Pour répondre à ces attentes et continuer à faire émerger des talents, plusieurs leviers sont à activer : 1. Offrir des parcours de responsabilité alternatifs
Tous les talents ne veulent pas manager une équipe. Il est donc essentiel de valoriser les parcours experts, en offrant autant de reconnaissance et de progression que sur la filière managériale classique.
2. Former au rôle de manager… différemment
Le leadership ne s’improvise pas. Il faut préparer les futurs managers en les exposant progressivement à des rôles d’animation ou de coordination (ex : gestion de projet, mentorat, ambassadeur interne…).
3. Créer des organisations plus horizontales
Les jeunes sont sensibles à la transparence, au feedback régulier et à la possibilité de contribuer au pilotage collectif. Les modèles d’équipes agiles, les rôles tournants, ou encore les initiatives entrepreneuriales peuvent répondre à ces attentes.
4. Valoriser l’impact plus que le titre
Ce qui attire les jeunes, ce n’est pas d’avoir “le pouvoir”, mais de faire bouger les lignes. Les entreprises doivent reconnecter la fonction managériale à sa capacité d’agir, de faire grandir, de créer de la valeur humaine.
Conclusion : un défi de transformation, pas de rejet
Le statut de manager n’est pas mort. Il est en pleine mutation.
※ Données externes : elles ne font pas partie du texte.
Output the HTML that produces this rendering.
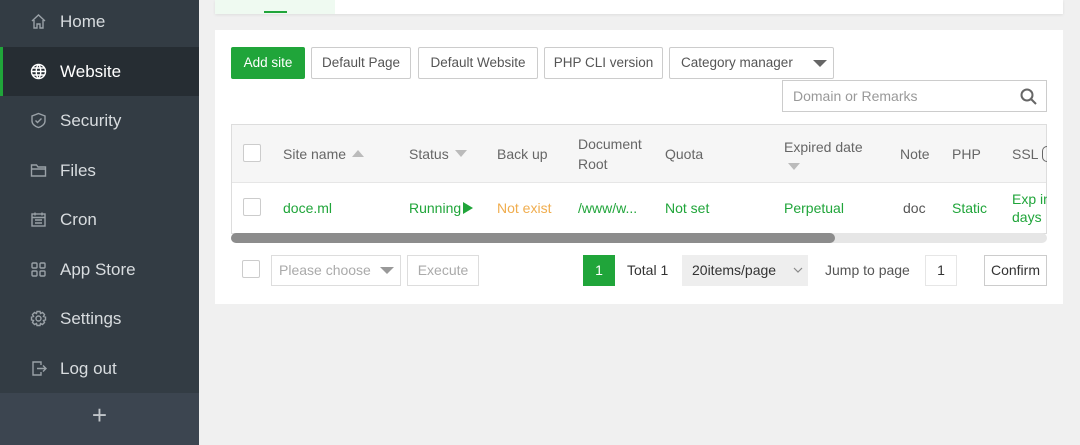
<!DOCTYPE html>
<html><head><style>
*{box-sizing:border-box;margin:0;padding:0}
body{width:1080px;height:445px;overflow:hidden;background:#f0f0f0;font-family:"Liberation Sans",sans-serif;font-size:14px;color:#555;position:relative}
.a{position:absolute}
#sb{left:0;top:0;width:199px;height:445px;background:#333c44}
.it{position:absolute;left:0;width:199px;height:49px;color:#d8dcdf;font-size:17px;line-height:49px;padding-left:60px}
.it svg{position:absolute;left:30px;top:16px;width:17px;height:17px;fill:none;stroke:#9aa1a7;stroke-width:1.4}
.act{background:#262d33;color:#fff;border-left:3px solid #20a53a}
.act svg{stroke:#fff}
.btn{position:absolute;top:47px;height:32px;border:1px solid #ccc;border-radius:2px;background:#fff;color:#555;line-height:30px;text-align:center;font-size:13.5px}
.th{position:absolute;top:124px;height:59px;display:flex;align-items:center;color:#666;line-height:20px}
.td{position:absolute;top:183px;height:50px;display:flex;align-items:center;color:#20a53a;line-height:18px}
.cb{position:absolute;width:18px;height:18px;border:1px solid #ccc;background:#fff;border-radius:2px}
.tri{display:inline-block;width:0;height:0;border-left:6px solid transparent;border-right:6px solid transparent;margin-left:6px}
</style></head><body>
<div id="sb" class="a">
<div class="it" style="top:-3px"><svg viewBox="0 0 17 17"><path d="M2 8L8.5 2 15 8M4 7v8h3v-4h3v4h3V7"/></svg>Home</div>
<div class="it act" style="top:47px;padding-left:57px"><svg viewBox="0 0 17 17" style="left:27px"><circle cx="8.5" cy="8.5" r="7"/><path d="M1.5 8.5h14M8.5 1.5c-3 3-3 11 0 14M8.5 1.5c3 3 3 11 0 14M2.5 5h12M2.5 12h12"/></svg>Website</div>
<div class="it" style="top:96px"><svg viewBox="0 0 17 17"><path d="M8.5 1.5L15 4v5c0 3-3 5.5-6.5 6.5C5 14.5 2 12 2 9V4z M5.5 8.5l2 2 4-4"/></svg>Security</div>
<div class="it" style="top:146px"><svg viewBox="0 0 17 17"><path d="M1.5 3h5l1.5 2h7.5v9h-14z M1.5 7h14"/></svg>Files</div>
<div class="it" style="top:195px"><svg viewBox="0 0 17 17"><rect x="2" y="3" width="13" height="12"/><path d="M5 1.5v3M12 1.5v3M2 6.5h13M5 9h7M5 12h7"/></svg>Cron</div>
<div class="it" style="top:245px"><svg viewBox="0 0 17 17"><rect x="2" y="2" width="5" height="5" rx="1"/><rect x="10" y="2" width="5" height="5" rx="1"/><rect x="2" y="10" width="5" height="5" rx="1"/><rect x="10" y="10" width="5" height="5" rx="1"/></svg>App Store</div>
<div class="it" style="top:294px"><svg viewBox="0 0 17 17"><circle cx="8.5" cy="8.5" r="2.5"/><path d="M7 1.5h3l.5 2 2-1 2 2-1 2 2 .5v3l-2 .5 1 2-2 2-2-1-.5 2H7l-.5-2-2 1-2-2 1-2-2-.5V7l2-.5-1-2 2-2 2 1z"/></svg>Settings</div>
<div class="it" style="top:344px"><svg viewBox="0 0 17 17"><path d="M11 5V2H3v13h8v-3M7 8.5h9M13 5.5l3 3-3 3"/></svg>Log out</div>
<div class="a" style="left:0;top:393px;width:199px;height:52px;background:#3c4550;color:#c0c5c9;font-size:26px;text-align:center;line-height:44px">+</div>
</div>
<div class="a" style="left:215px;top:0;width:848px;height:14px;background:#fff;box-shadow:0 1px 3px rgba(0,0,0,.08)"></div>
<div class="a" style="left:215px;top:0;width:120px;height:14px;background:#effaf1"></div>
<div class="a" style="left:264px;top:11px;width:23px;height:2px;background:#20a53a"></div>
<div class="a" style="left:215px;top:30px;width:848px;height:274px;background:#fff"></div>
<div class="btn" style="left:231px;width:74px;background:#20a53a;border-color:#20a53a;color:#fff">Add site</div>
<div class="btn" style="left:311px;width:100px">Default Page</div>
<div class="btn" style="left:418px;width:120px">Default Website</div>
<div class="btn" style="left:544px;width:119px">PHP CLI version</div>
<div class="btn" style="left:669px;width:165px;text-align:left;padding-left:11px">Category manager<span class="a" style="right:6px;top:12px;border-left:7px solid transparent;border-right:7px solid transparent;border-top:7px solid #666"></span></div>
<div class="a" style="left:782px;top:80px;width:265px;height:32px;border:1px solid #ccc;color:#999;line-height:30px;padding-left:10px">Domain or Remarks
<svg class="a" style="right:9px;top:7px" width="17" height="17" viewBox="0 0 17 17" fill="none" stroke="#666" stroke-width="2"><circle cx="7" cy="7" r="5.5"/><path d="M11 11l5 5"/></svg></div>
<div class="a" style="left:231px;top:124px;width:816px;height:110px;border:1px solid #ddd;overflow:hidden">
<div class="a" style="left:0;top:0;width:816px;height:58px;background:#f6f6f6;border-bottom:1px solid #e6e6e6"></div></div>
<div class="cb" style="left:243px;top:144px"></div>
<div class="th" style="left:283px">Site name<span class="tri" style="border-bottom:7px solid #bbb"></span></div>
<div class="th" style="left:409px">Status<span class="tri" style="border-top:7px solid #bbb"></span></div>
<div class="th" style="left:497px">Back up</div>
<div class="th" style="left:578px">Document<br>Root</div>
<div class="th" style="left:665px">Quota</div>
<div class="th" style="left:784px;flex-direction:column;align-items:flex-start;justify-content:center"><span>Expired date</span><span class="tri" style="border-top:7px solid #bbb;margin:6px 0 0 4px"></span></div>
<div class="th" style="left:900px">Note</div>
<div class="th" style="left:952px">PHP</div>
<div class="th" style="left:1012px;width:35px;overflow:hidden;white-space:nowrap">SSL<span style="display:inline-block;width:14px;height:16px;border:1.5px solid #666;border-right:none;border-radius:8px 0 0 8px;margin-left:4px"></span></div>
<div class="cb" style="left:243px;top:198px"></div>
<div class="td" style="left:283px">doce.ml</div>
<div class="td" style="left:409px">Running<span style="border-top:6px solid transparent;border-bottom:6px solid transparent;border-left:10px solid #20a53a;margin-left:2px"></span></div>
<div class="td" style="left:497px;color:#f0ad4e">Not exist</div>
<div class="td" style="left:578px">/www/w...</div>
<div class="td" style="left:665px">Not set</div>
<div class="td" style="left:784px">Perpetual</div>
<div class="td" style="left:903px;color:#555">doc</div>
<div class="td" style="left:952px">Static</div>
<div class="td" style="left:1012px;width:35px;overflow:hidden;white-space:nowrap">Exp in<br>days</div>
<div class="a" style="left:231px;top:233px;width:816px;height:10px;background:#e6e6e6;border-radius:5px"></div>
<div class="a" style="left:231px;top:233px;width:604px;height:10px;background:#8c8c8c;border-radius:5px"></div>
<div class="cb" style="left:242px;top:260px"></div>
<div class="a" style="left:271px;top:255px;width:130px;height:31px;border:1px solid #ddd;color:#aaa;line-height:29px;padding-left:7px">Please choose<span class="a" style="right:6px;top:11px;border-left:7px solid transparent;border-right:7px solid transparent;border-top:7px solid #999"></span></div>
<div class="a" style="left:407px;top:255px;width:72px;height:31px;border:1px solid #ddd;color:#aaa;line-height:29px;text-align:center">Execute</div>
<div class="a" style="left:583px;top:255px;width:32px;height:31px;background:#20a53a;color:#fff;line-height:31px;text-align:center">1</div>
<div class="a" style="left:627px;top:255px;height:31px;color:#333;line-height:31px">Total 1</div>
<div class="a" style="left:682px;top:255px;width:126px;height:31px;background:#eee;color:#333;line-height:31px;padding-left:10px">20items/page<svg class="a" style="right:5px;top:12px" width="10" height="7" viewBox="0 0 10 7" fill="none" stroke="#888" stroke-width="1.2"><path d="M1 1l4 4 4-4"/></svg></div>
<div class="a" style="left:825px;top:255px;height:31px;color:#555;line-height:31px">Jump to page</div>
<div class="a" style="left:925px;top:255px;width:32px;height:31px;border:1px solid #e6e6e6;color:#333;line-height:29px;text-align:center">1</div>
<div class="a" style="left:984px;top:255px;width:63px;height:31px;border:1px solid #ccc;color:#333;line-height:29px;text-align:center">Confirm</div>
</body></html>
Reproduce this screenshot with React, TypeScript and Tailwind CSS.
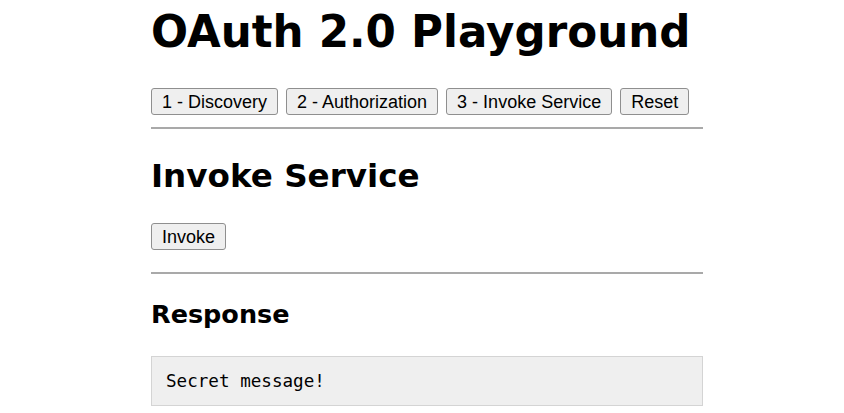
export default function App() {
  const btn =
    "h-[27px] px-[10px] bg-[#efefef] border border-[#8f8f8f] rounded-[3px] text-[18px] leading-[20px] text-black font-['Liberation_Sans',Arial,sans-serif]";
  return (
    <div className="min-h-screen bg-white text-black font-['DejaVu_Sans',sans-serif]">
      <div className="ml-[151px] w-[552px] flex flex-col pt-[6px]">
        <h1 className="text-[43.6px] leading-[52px] font-bold">OAuth 2.0 Playground</h1>
        <div className="mt-[30px] flex gap-[8px]">
          <button className={btn}>1 - Discovery</button>
          <button className={btn}>2 - Authorization</button>
          <button className={btn}>3 - Invoke Service</button>
          <button className={btn}>Reset</button>
        </div>
        <div className="mt-[12px] h-[2px] bg-[#a9a9a9]" />
        <h2 className="mt-[27px] text-[32.6px] leading-[40px] font-bold">Invoke Service</h2>
        <div className="mt-[27px] flex">
          <button className={`${btn} px-[9px]`}>Invoke</button>
        </div>
        <div className="mt-[22px] h-[2px] bg-[#a9a9a9]" />
        <h3 className="mt-[25px] text-[25.5px] leading-[30px] font-bold">Response</h3>
        <pre className="mt-[27px] h-[50px] bg-[#efefef] border border-[#d4d4d4] px-[14px] pt-[14px] pb-[12px] text-[17.6px] leading-[21px] font-['DejaVu_Sans_Mono',monospace]">Secret message!</pre>
      </div>
    </div>
  );
}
Ce qui est remis en question, c’est un modèle dépassé, trop souvent associé à l’isolement, au stress et à une verticalité contre-productive.
Les jeunes générations posent une exigence salutaire aux organisations : faire du management un levier d’engagement, d’apprentissage et d’impact et non une fin en soi. Cela implique de revoir les parcours, les postures, et les représentations du pouvoir dans l’entreprise.
Pour les secteurs où les compétences managériales sont décisives, il ne s’agit pas de convaincre les jeunes de rêver à nouveau du management, mais de leur donner envie d’en réinventer les contours.